For a fully working pipeline of (crawler, indexer, (..), search engine backend, search engine frontend) I want this project to be running as early as possible and then add more features, while having the whole pipeline running.
- The indexer will index all important files in a given directory [done]
- It will store these files, and their content, their meta-data and so on, in a different directory structures [done]
- It will construct a forward index [done]
- It will construct an inverse index for every tri-gram found in the document. [done]
- It will construct other inverse indexes (search-search term completion))
- It will also index meta data [done]
- It will also create an inverse index to that meta-data [done]
- Maybe later
- It will construct a forward index of the inverse index (think of a virtual file system, such that the code becomes browsable)
- It will also construct an inverse index of the last said forward index (search term completion)
All data will be stored into simple files instead of a database. Because I like do defer unnecessary architectural decisions as long as they do not need attention. Please do not expect any more writing or write-ups at the moment, nor me providing a full architecture. This is simply an underdeveloped idea.
This project requires to build and maintain the inverse index on an SSD-hard-drive, and SSDs are reasonably cheap as well nowadays. Much of the performance is gained by reading from an SSD. This project doesn't implement any RAM caches for performance gains. Most of the gains are achieved by culling useless operations on the data.
That means that most of the gains are achieved by neither spending compute nor I/O. In a project where virtually everything is prematurely cached, you wouldn't notice, that you are spending use- less cycles. On the other hand, if I feel an urge to speed things up, I still can trade memory for performance wherever it may be useful. If you start by thinking what can be omitted without sacrificing the result, you will obtain much simpler and more efficient solutions.
I will test my hash free bloom filter implementation for filtering the document IDs. Instead of loading a lot of document ids from disk, I only load the first candidate list of document IDs. For every remaining trigram a hash free bloom filter will be applied. This should reduce I/O, reduce parsing time for JSON files and provide a very fast testing strategy. That should speed up the filtering step by at least between one or two orders of magnitude.

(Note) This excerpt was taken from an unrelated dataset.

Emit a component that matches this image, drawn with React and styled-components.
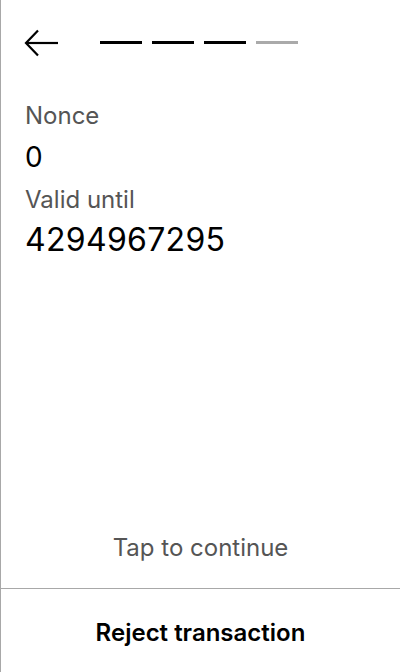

First we need a new index / cache for hfb filters, then the compiler step must be implemented, from trigrams to hfb filters. Then the algorithm Search#collectDocumentIdsForMetadataTrigramsOpt must be implemented to collect and apply the hfb filters in question. Finally SearchQueryExecutorV2 needs to be adapted and the new performance needs to be measured and evaluated.
The number of filter bank data to save is set down to three and the filter data banks written are optimized for efficiency. Speedup in filtering-phase (search) is about ten fold, and the hfb-index size is about a tenth of the trigram index from which it is compiled.
-
Compile the regular inverse content index to HFB-Filters
- instead of keeping the list of document IDs and will also increase the overall performance (very likely by a factor of 10 to 100).
- completely transfer to filter only approach? or still hybrid approach?
-
then use HFB-Filters to filter search candidates efficiently
- instead of reading files encoded in json-format from a disk, parsing them and then preparing a single HashSet containing Strings for a single use, I would like to test my idea of a high-performance high-optimized Bloom filter
-
and also use partial search results for the construction and caching of new HFB-Filters, such that the search index will optimize and adapt itself for each use over time
-
storing partial results and full results as a HFB filter will also increase the overall system performance.
- build a query plan and and a query plan optimizer, which can be executed in parallel and/or distributed.
- the query plan should solve the following issues, the minus operator should work on docment IDs level rather than word content level, maybe by using a previous search result.
- currently only the best ranked 35 are actually previewed. Each time the query is repeated, another K previews are calculated.
- in case of of phrase searches, the documents containing the exact phrase should be on top of the results, and must occur in the preview.
That said, please keep in mind, that this is a personal and educational project. That means, I will not take any requests with respect to this source code search engine. I probably already dismissed your particular idea anyways for reasons.
-
Classifier should classify whether a java file named XYZ is a declaration of an interface XYZ
-
Classifier using machine learning
-
Classifier using AST based parsing
-
Classifier using statistical means (like co-occurrence matrixes)
-
Encode the whole text or methods or classes into vectors and use encoded search vectors to calculate similarity with methods of machine learning
-
[Research] rank with machine learning - training with monte carlo simulation / monte carlo tree search
- could be done with a cosine metrics and then order by dot product between query vector (trained) and document vector (trained) - (both calculated once)
-
collect statistics of requests and good answers - training of ML model for ranking / or something like PCA
-
record user interactions for search engine ranking training
-
record user search quality metrics - let the user say, whether this result was useful.
-
for phrase based searches, use all trigrams in phrase for filtering (force them instead of early exit - because if ended early, the candidate quality is actually quite bad)
-
Browse file system - introduce a virtual file system for the file content.
- JavaParser https://javaparser.org/
- org.eclipse.jdt.core.*
Usage is provided under the MIT License. See LICENSE for the full details.